Should I be in terror of it, too? She relented and hurried to join him.
The advancing cloud line billowed across the sky like pirate sails ripped loose from their stays, fat and black, red-bellied with dying sunlight. The storm’s speed was unnatural, the wind inspired with dangerous intent. In this aura of the bizarre, Susannah would not have been surprised to see the orange sun take its own sudden refuge behind the pale western mountains. The plain glowed like a firepit. Its steam-smoke pressed low into the canyons like coiled entrails, then whipped up into reddish shreds as the wind caught and devoured it. The Red Pawn turned the color of dried blood as the clouds swept overhead. When the first heavy raindrops hit, the rock precipice ran red like an opened wound.
Susannah curled an arm around Liphar’s narrow shoulders. “It may be weird, but it’s only weather,” she comforted, perhaps more for her own sake than his. He was beyond comforting.
“O rek! Gisti! Gisti!” he whimpered, and pulled away. His shudder was theatrical in scale. Susannah trotted after him down the darkening trail, repeating his last word to herself. Stavros was convinced that “gisti” encompassed both weather and concepts of deity, but had so far been unable to define the precise relationship, or settle on a Terran word that seemed to suit its apparent complexities. The gods’ weather? Or godlike weather? Susannah tended to side w
ith Occam even in matters of linguistic theory, thus “weather gods” seemed the most logical. Megan agreed, from an anthropological standpoint, but Stavros insisted that language was devious in ways that the physical world could never be. It was Stavros who had first stated that the Sawls were a subtle people.

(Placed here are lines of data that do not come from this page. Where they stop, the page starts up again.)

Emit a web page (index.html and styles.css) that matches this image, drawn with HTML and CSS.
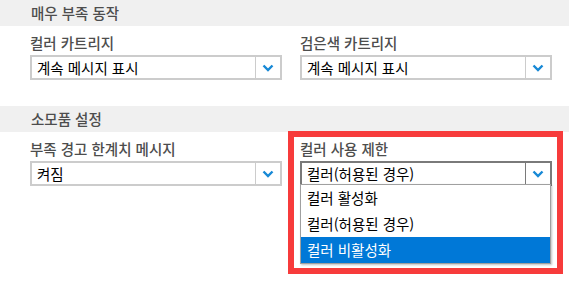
FILE: index.html
```html
<!DOCTYPE html>
<html lang="ko">
  <head>
    <meta charset="UTF-8" />
    <meta name="viewport" content="width=device-width, initial-scale=1.0" />
    <title>소모품 설정</title>
    <link rel="stylesheet" href="styles.css">
  </head>
  <body>
    <!-- Very low behaviour -->
    <div class="section-title">매우 부족 동작</div>
    <div class="section-body">
      <div class="field">
        <label class="field-label">컬러 카트리지</label>
        <div class="select">
          <span class="select-value">계속 메시지 표시</span>
          <span class="select-arrow">
            <svg width="12" height="8" viewBox="0 0 12 8"><polyline points="1.5,1.5 6,6 10.5,1.5" /></svg>
          </span>
        </div>
      </div>
      <div class="field">
        <label class="field-label">검은색 카트리지</label>
        <div class="select">
          <span class="select-value">계속 메시지 표시</span>
          <span class="select-arrow">
            <svg width="12" height="8" viewBox="0 0 12 8"><polyline points="1.5,1.5 6,6 10.5,1.5" /></svg>
          </span>
        </div>
      </div>
    </div>

    <!-- Supplies settings -->
    <div class="section-title">소모품 설정</div>
    <div class="section-body">
      <div class="field">
        <label class="field-label">부족 경고 한계치 메시지</label>
        <div class="select">
          <span class="select-value">켜짐</span>
          <span class="select-arrow">
            <svg width="12" height="8" viewBox="0 0 12 8"><polyline points="1.5,1.5 6,6 10.5,1.5" /></svg>
          </span>
        </div>
      </div>
      <div class="field field-marked">
        <label class="field-label">컬러 사용 제한</label>
        <div class="select select-open">
          <span class="select-value">컬러(허용된 경우)</span>
          <span class="select-arrow">
            <svg width="12" height="8" viewBox="0 0 12 8"><polyline points="1.5,1.5 6,6 10.5,1.5" /></svg>
          </span>
          <ul class="dropdown">
            <li>컬러 활성화</li>
            <li>컬러(허용된 경우)</li>
            <li class="selected">컬러 비활성화</li>
          </ul>
        </div>
        <div class="marker"></div>
      </div>
    </div>
  </body>
</html>
```

FILE: styles.css
```css
/* Settings page with grey section headers and two select columns */
html,
body {
  min-height: 100vh;
}
body {
  margin: 0;
  font-family: "Noto Sans CJK KR", "Noto Sans", sans-serif;
  font-size: 14.5px;
  background-color: #fff;
}
.section-title {
  height: 26px;
  line-height: 26px;
  padding-left: 31px;
  background-color: #f0f0f0;
  color: #4d4d4d;
  font-weight: 500;
}
.section-body {
  display: grid;
  grid-template-columns: 252px 252px;
  column-gap: 18px;
  padding: 7px 30px 26px;
}
.field {
  display: flex;
  flex-direction: column;
  gap: 3px;
}
.field-label {
  line-height: 19px;
  color: #4d4d4d;
  font-weight: 500;
}
.select {
  position: relative;
  display: flex;
  height: 25px;
  box-sizing: border-box;
  border: 2px solid #ccc;
  background-color: #fff;
}
.select-value {
  flex: 1;
  padding-left: 5px;
  line-height: 21px;
  color: #000;
}
.select-arrow {
  width: 24px;
  display: flex;
  align-items: center;
  justify-content: center;
  border-left: 1px solid #ccc;
}
.select-arrow polyline {
  fill: none;
  stroke: #1789d6;
  stroke-width: 2.4;
}
.select-open {
  border-color: #7a7a7a;
}
.select-open .select-arrow {
  border-left-color: #7a7a7a;
}
.dropdown {
  position: absolute;
  top: 100%;
  left: -2px;
  right: -1px;
  margin: 0;
  padding: 0;
  list-style: none;
  border: 1px solid #a0a0a0;
  background-color: #fff;
  box-shadow: 1px 1px 2px rgba(0, 0, 0, 0.25);
  z-index: 2;
}
.dropdown li {
  height: 26px;
  line-height: 26px;
  padding-left: 6px;
  color: #000;
}
.dropdown li.selected {
  background-color: #0078d7;
  color: #fff;
}
.field-marked {
  position: relative;
}
.marker {
  position: absolute;
  left: -12px;
  right: -11px;
  top: -8px;
  bottom: -88px;
  border: 6px solid #f73b3b;
  pointer-events: none;
}
```
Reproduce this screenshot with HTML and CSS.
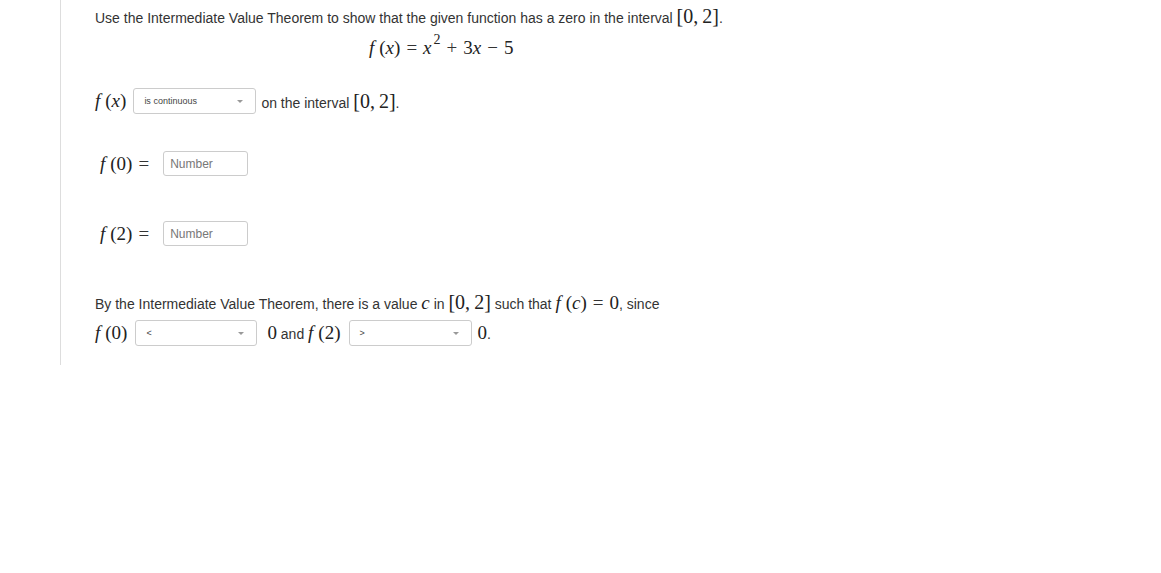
FILE: index.html
```html
<!DOCTYPE html>
<html>
<head>
<meta charset="utf-8">
<link rel="stylesheet" href="styles.css">
</head>
<body>
<div class="panel">
  <div class="line intro">Use the Intermediate Value Theorem to show that the given function has a zero in the interval <span class="m big">[0,<span class="sp"></span>2]</span>.</div>
  <div class="line formula"><span class="m"><i class="fn">f</i>(<i>x</i>)<span class="op">=</span><i>x</i><sup>2</sup><span class="op">+</span>3<i>x</i><span class="op">−</span>5</span></div>

  <div class="row r1">
    <span class="m"><i class="fn">f</i>(<i>x</i>)</span>
    <div class="sel w123"><span class="sel-text">is continuous</span><span class="caret"></span></div>
    <span class="after">on the interval <span class="m big">[0,<span class="sp"></span>2]</span>.</span>
  </div>

  <div class="row r2">
    <span class="m"><i class="fn">f</i>(0)<span class="op">=</span></span>
    <div class="inp">Number</div>
  </div>

  <div class="row r3">
    <span class="m"><i class="fn">f</i>(2)<span class="op">=</span></span>
    <div class="inp">Number</div>
  </div>

  <div class="line para">By the Intermediate Value Theorem, there is a value <span class="m"><i>c</i></span> in <span class="m big">[0,<span class="sp"></span>2]</span> such that <span class="m"><i class="fn">f</i>(<i>c</i>)<span class="op">=</span>0</span>, since</div>
  <div class="row r4">
    <span class="m"><i class="fn">f</i>(0)</span>
    <div class="sel w122"><span class="sel-text">&lt;</span><span class="caret"></span></div>
    <span class="mid"><span class="m">0</span> and <span class="m"><i class="fn">f</i>(2)</span></span>
    <div class="sel w123"><span class="sel-text">&gt;</span><span class="caret"></span></div>
    <span class="end"><span class="m">0</span>.</span>
  </div>
</div>
</body>
</html>
```

FILE: styles.css
```css
html, body {
  margin: 0;
  padding: 0;
  background: #fff;
}
body {
  font-family: "Liberation Sans", Arial, sans-serif;
  font-size: 14px;
  color: #333;
}
.panel {
  margin-left: 60px;
  border-left: 1px solid #ddd;
  padding-left: 34px;
  height: 365px;
  box-sizing: border-box;
  padding-top: 5px;
}
.line {
  line-height: 22px;
  white-space: nowrap;
}
.m {
  font-family: "Liberation Serif", "Times New Roman", serif;
  font-size: 19px;
  color: #222;
}
.m i {
  font-style: italic;
}
.m i.fn {
  margin-right: 5px;
}
.m sup {
  font-size: 14px;
  line-height: 0;
  position: relative;
  top: -3px;
  margin-left: 2px;
}
.m .op {
  color: #333;
  margin: 0 6px;
}
.sp {
  display: inline-block;
  width: 4px;
}
.big {
  font-size: 20px;
}
.formula {
  margin-top: 8px;
  padding-left: 274px;
}
.row {
  display: flex;
  align-items: center;
  white-space: nowrap;
}
.r1 {
  margin-top: 28px;
  gap: 7px;
}
.r1 .after {
  margin-left: -2px;
}
.r2 {
  margin-top: 37px;
  padding-left: 5px;
  gap: 8px;
}
.r3 {
  margin-top: 45px;
  padding-left: 5px;
  gap: 8px;
}
.sel {
  position: relative;
  height: 26px;
  box-sizing: border-box;
  border: 1px solid #ccc;
  border-radius: 3px;
  background: #fff;
  display: flex;
  align-items: center;
  padding-left: 10px;
}
.w123 { width: 123px; }
.w122 { width: 122px; }
.sel-text {
  font-size: 9px;
  color: #444;
}
.caret {
  position: absolute;
  right: 12px;
  top: 11px;
  width: 0;
  height: 0;
  border-left: 3px solid transparent;
  border-right: 3px solid transparent;
  border-top: 3px solid #999;
}
.inp {
  width: 85px;
  height: 25px;
  box-sizing: border-box;
  border: 1px solid #ccc;
  border-radius: 3px;
  font-size: 12px;
  color: #777;
  display: flex;
  align-items: center;
  padding-left: 6px;
}
.para {
  margin-top: 45px;
}
.r4 {
  margin-top: 5px;
  gap: 8px;
}
.r4 .mid {
  margin-left: 2px;
}
.r4 .end {
  margin-left: -2px;
}
```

The cloud billows screamed past, reaching for the sun. Liphar leaped down the trail, screeching like one possessed, gesturing wildly to hurry Susannah along. The Red Pawn disappeared behind a rim of wet rock. The young Sawl glued his eyes to the treacherous terrain, avoiding even a moment’s fearful glance at the roiling sky and its blood-hued clouds. The light turned bilious and ruddy, and too faint to show the path clearly in the shadow of the rocks. Susannah slowed as the scattered raindrops exploded into a vicious downpour. Liphar was barely visible through the sheeting rain. Feeling again the chill of panic, she picked up her pace. A march of ragged boulders rose out of the dimness as suddenly as specters. The trail swerved sharply around them, then sliced downward, nearly vertical and awash with muddy water.
The storm swallowed the sun at last. A gray-umber darkness overtook them. Rain lashed at Susannah’s eyes. She reached too quickly to fasten her suit hood. Pebbles rolled beneath her feet. She fell skidding down the gravel-washed path, across thin razor edges of rock, past the fleeing Liphar. He grabbed at her reflexively. His bare feet found hold on the brittle stone but his weight was too slight to break her fall. He let go just as momentum would have dragged him after her. She slid hard into a ledge of granite that rose, as if by a miracle, to one side of the trail just where it switchbacked to avoid a deep cleft in the mountainside. Susannah huddled against the ledge in shock until Liphar scrambled down to pull her to her feet. He hurriedly checked her for injury and patted her sympathetically, but pushed on downward without further pause.